Do capítulo das conclusões de um kafkiano processo não constava o episódio da “dedetização” e aquilo que de “mais grave” poderia ser apontado: a Fabi se havia “manifestado de forma depreciativa em relação aos projetos e demandas da Secretaria de Estado da Educação, tratando como desnecessários o “Acompanhamento Pedagógico Formativo, a Avaliação Diagnóstica de Entrada, a Avaliação de Aprendizagem em Processo” (sic), tretas mais ou menos pedagógicas com que a Administração enfeitava o sistema de ensinagem.
A Fabi havia criticado o modelo educacional imposto pela Diretoria. Criticou e fez muito bem em criticar! Aliás, foi bem suave na crítica do texto de uma Resolução a que a Comissão, teoricamente, aludia e que não passava de um elenco de paliativos em voga na época e que enfeitavam documentos de política educacional – e era evidente a incoerência entre teoria e prática.
Certamente, tais considerações teriam sido redigidas por um qualquer teoricista saído das catacumbas da educação do século XIX, utilizando um blá, blá, blá caraterístico de teses do século XXI. Mas, a sofisticação do discurso contrastava com a miséria das práticas consentidas pela Direção e Administração do Sistema. Mutatis, mutandis, o “Acompanhamento Pedagógico Formativo” nada tinha de “formativo”, e o modo como eram desenvolvidas a “Avaliação Diagnóstica de Entrada” e a “Avaliação de Aprendizagem em Processo” nada tinham de avaliação.
Era gravosa a situação, pois os instrumentos e critérios de avaliação impostos pela Diretoria e pela Administração inviabilizavam a concretização do disposto na Lei. Isto é, que a avaliação deveria ser formativa, contínua e sistemática – o recurso à prova e os procedimentos impostos às escolas eram obstáculos ao cumprimento da lei. A Resolução era uma mistura de anedota pedagógica de mau gosto e uma peça de ficção, porque não tinha ponta por onde se lhe pegasse.

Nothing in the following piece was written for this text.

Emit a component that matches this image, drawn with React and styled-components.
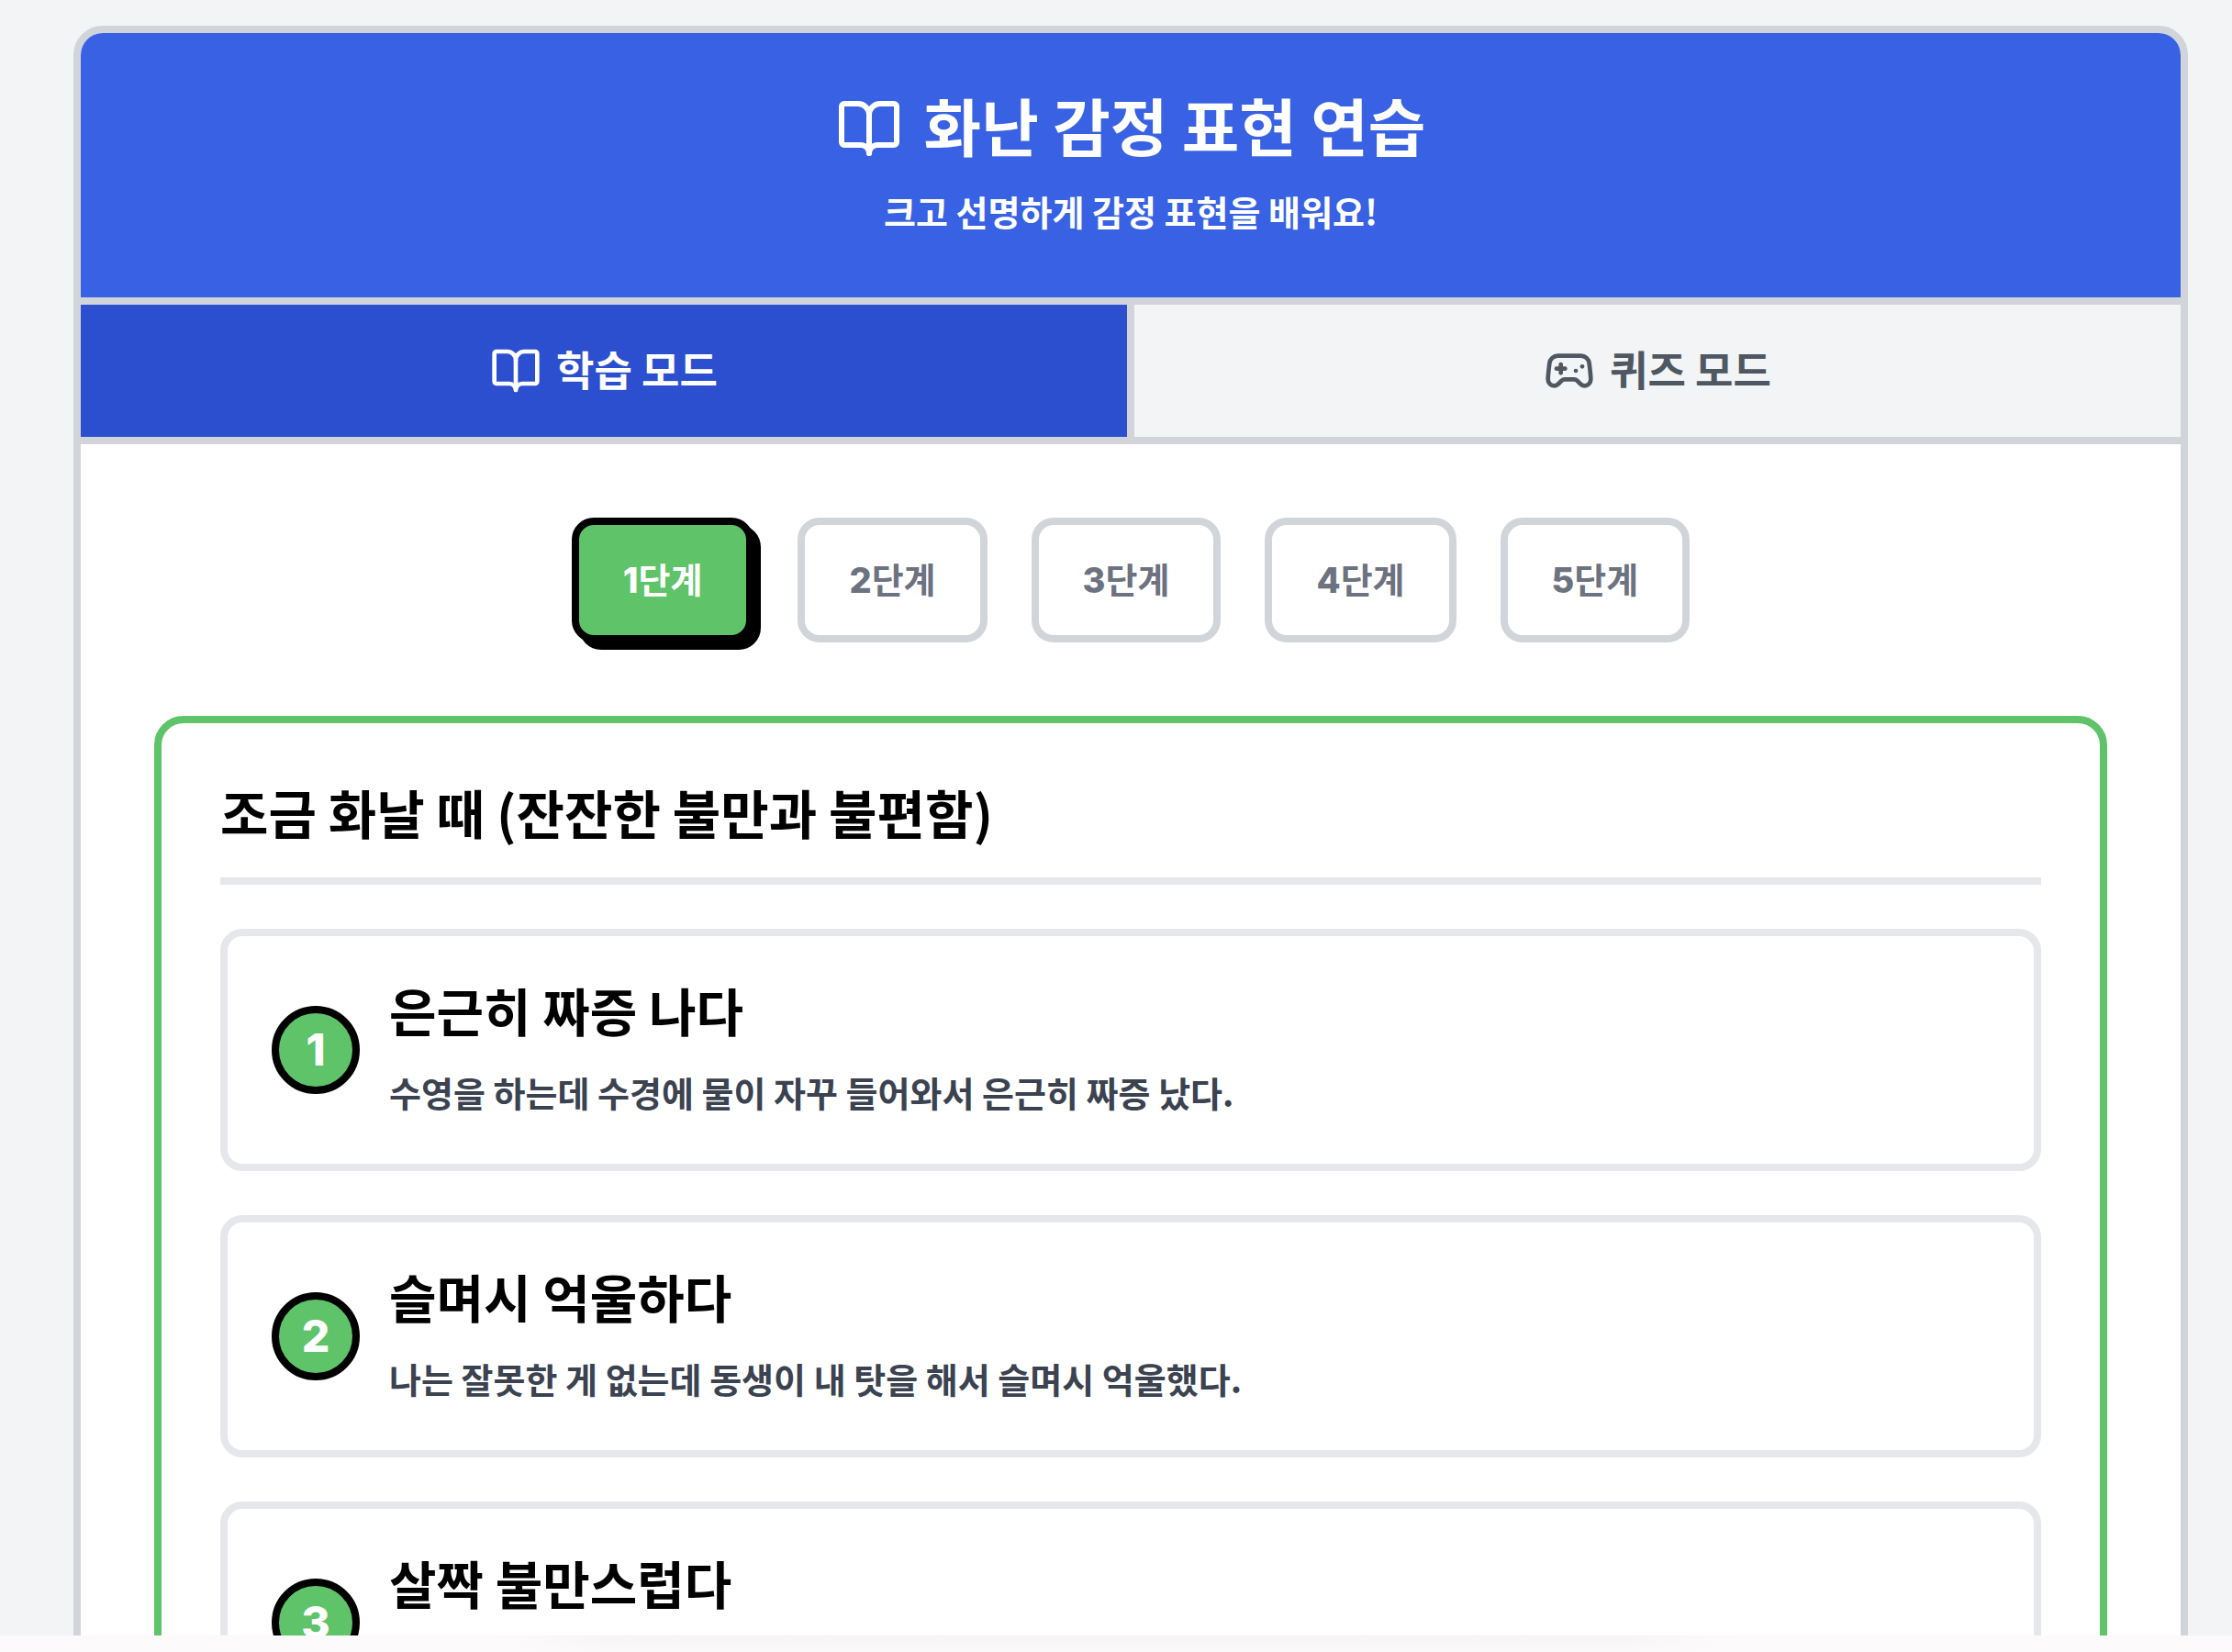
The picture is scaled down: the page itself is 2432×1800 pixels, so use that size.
import { useState } from 'react'
import styled, { createGlobalStyle } from 'styled-components'
import { BookOpen, Gamepad2 } from 'lucide-react'

const GlobalStyle = createGlobalStyle`
  *, *::before, *::after {
    box-sizing: border-box;
  }

  body {
    margin: 0;
    background: #f2f4f6;
    font-family: "Noto Sans CJK KR", "Noto Sans", sans-serif;
    color: #000;
  }

  h1, h2, h3, p, ol {
    margin: 0;
    padding: 0;
  }

  button {
    font-family: inherit;
    cursor: pointer;
  }
`

const Page = styled.div`
  display: flex;
  flex-direction: column;
  height: 100vh;
`

const Content = styled.main`
  flex: 1;
  min-height: 0;
  padding: 28px 48px 0 80px;
  overflow-y: auto;
  scrollbar-width: none;
`

const Card = styled.div`
  background: #fff;
  border: 8px solid #d1d5da;
  border-radius: 32px;
  overflow: hidden;
`

const Header = styled.header`
  display: flex;
  flex-direction: column;
  align-items: center;
  gap: 24px;
  padding: 64px;
  background: #3862e3;
  border-bottom: 8px solid #d1d5da;
  color: #fff;
`

const Title = styled.h1`
  display: flex;
  align-items: center;
  gap: 24px;
  font-size: 68px;
  line-height: 72px;
  font-weight: 700;

  span {
    padding-bottom: 8px;
  }
`

const Subtitle = styled.p`
  padding-bottom: 4px;
  font-size: 38px;
  line-height: 52px;
  font-weight: 700;
`

const Tabs = styled.nav`
  display: flex;
  border-bottom: 8px solid #d1d5da;
`

const Tab = styled.button`
  display: flex;
  flex: 1;
  align-items: center;
  justify-content: center;
  gap: 16px;
  padding: 40px 0;
  border: 0 solid #d1d5da;
  background: ${({ $active }) => ($active ? '#2b4fcf' : '#f2f4f6')};
  color: ${({ $active }) => ($active ? '#fff' : '#4f5763')};
  font-size: 45px;
  line-height: 60px;
  font-weight: 700;

  &:not(:last-child) {
    border-right-width: 8px;
  }

  span {
    padding-bottom: 4px;
  }
`

const Body = styled.div`
  display: flex;
  flex-direction: column;
  gap: 80px;
  padding: 80px;
`

const Steps = styled.div`
  display: flex;
  flex-wrap: wrap;
  justify-content: center;
  gap: 48px;
`

const Step = styled.button`
  padding: 32px 48px;
  border: 8px solid ${({ $active }) => ($active ? '#000' : '#d1d5da')};
  border-radius: 24px;
  background: ${({ $active }) => ($active ? '#5fc369' : '#fff')};
  color: ${({ $active }) => ($active ? '#fff' : '#6d7280')};
  box-shadow: ${({ $active }) => ($active ? '8px 8px 0 #000' : 'none')};
  font-family: Inter, "Noto Sans CJK KR", sans-serif;
  font-size: 38px;
  line-height: 56px;
  font-weight: 700;

  b {
    font-weight: 800;
  }
`

const Panel = styled.section`
  padding: 64px;
  border: 8px solid #5fc369;
  border-radius: 32px;
`

const PanelTitle = styled.h2`
  padding-bottom: 40px;
  margin-bottom: 48px;
  border-bottom: 8px solid #e5e7ea;
  font-size: 57px;
  line-height: 64px;
  font-weight: 700;
`

const List = styled.ol`
  display: flex;
  flex-direction: column;
  gap: 48px;
  list-style: none;
`

const Item = styled.li`
  display: flex;
  align-items: center;
  gap: 32px;
  padding: 48px;
  border: 8px solid #e5e7ea;
  border-radius: 24px;
`

const Badge = styled.span`
  display: flex;
  flex-shrink: 0;
  align-items: center;
  justify-content: center;
  width: 96px;
  height: 96px;
  border: 8px solid #000;
  border-radius: 50%;
  background: #5fc369;
  color: #fff;
  font-family: Inter, sans-serif;
  font-size: 48px;
  line-height: 64px;
  font-weight: 800;
`

const Expression = styled.h3`
  margin-bottom: 32px;
  font-size: 56px;
  line-height: 64px;
  font-weight: 700;
`

const Example = styled.p`
  min-height: 56px;
  padding-bottom: 4px;
  color: #3b4250;
  font-size: 38px;
  line-height: 52px;
  font-weight: 700;
`

const BottomBar = styled.footer`
  display: flex;
  justify-content: center;
  height: 18px;
  background: #fcfafb;
`

const BarShade = styled.div`
  width: 56%;
  background: linear-gradient(90deg, #fcfafb, transparent 10%, transparent 90%, #fcfafb),
    linear-gradient(#f6f4f5, #faf8f9);
`

const steps = [1, 2, 3, 4, 5]

const expressions = [
  {
    title: '은근히 짜증 나다',
    example: '수영을 하는데 수경에 물이 자꾸 들어와서 은근히 짜증 났다.',
  },
  {
    title: '슬며시 억울하다',
    example: '나는 잘못한 게 없는데 동생이 내 탓을 해서 슬며시 억울했다.',
  },
  { title: '살짝 불만스럽다' },
]

function App() {
  const [mode, setMode] = useState('learn')
  const [step, setStep] = useState(1)

  return (
    <>
      <GlobalStyle />
      <Page>
        <Content>
          <Card>
            <Header>
              <Title>
                <BookOpen size={72} />
                <span>화난 감정 표현 연습</span>
              </Title>
              <Subtitle>크고 선명하게 감정 표현을 배워요!</Subtitle>
            </Header>
            <Tabs>
              <Tab $active={mode === 'learn'} onClick={() => setMode('learn')}>
                <BookOpen size={56} />
                <span>학습 모드</span>
              </Tab>
              <Tab $active={mode === 'quiz'} onClick={() => setMode('quiz')}>
                <Gamepad2 size={56} />
                <span>퀴즈 모드</span>
              </Tab>
            </Tabs>
            <Body>
              <Steps>
                {steps.map((n) => (
                  <Step key={n} $active={n === step} onClick={() => setStep(n)}>
                    <b>{n}</b>단계
                  </Step>
                ))}
              </Steps>
              <Panel>
                <PanelTitle>조금 화날 때 (잔잔한 불만과 불편함)</PanelTitle>
                <List>
                  {expressions.map(({ title, example }, i) => (
                    <Item key={title}>
                      <Badge>{i + 1}</Badge>
                      <div>
                        <Expression>{title}</Expression>
                        <Example>{example}</Example>
                      </div>
                    </Item>
                  ))}
                </List>
              </Panel>
            </Body>
          </Card>
        </Content>
        <BottomBar>
          <BarShade />
        </BottomBar>
      </Page>
    </>
  )
}

export default App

Consciente dos perigos que a Fabi corria, a Bianca assim se manifestava:
“Que mulher corajosa! Como podem não permitir que uma professora queira dar um melhor ensino para seus alunos? Ela está fazendo o trabalho certo, ou o certo é o que está fora dos livros?
Imagina se as pessoas aprendessem todas iguais! Podemos todos seguir os mesmos objetivos percorrendo outros caminhos.
A Fabi me fez sentir aluna dela.”
Em 1925, uma Elise e um Celestin se haviam unido em casamento e criado um projeto, que viria a estar na origem do “Movimento da Escola Moderna”. Cem anos depois, no sul do Brasil, uma Mariana e um Bruno criaram uma equipe e fizeram a “Escola da Floresta” – trabalho de pares! E a Fabi também não estava sozinha. Um Coletivo se formava, para os cuidar.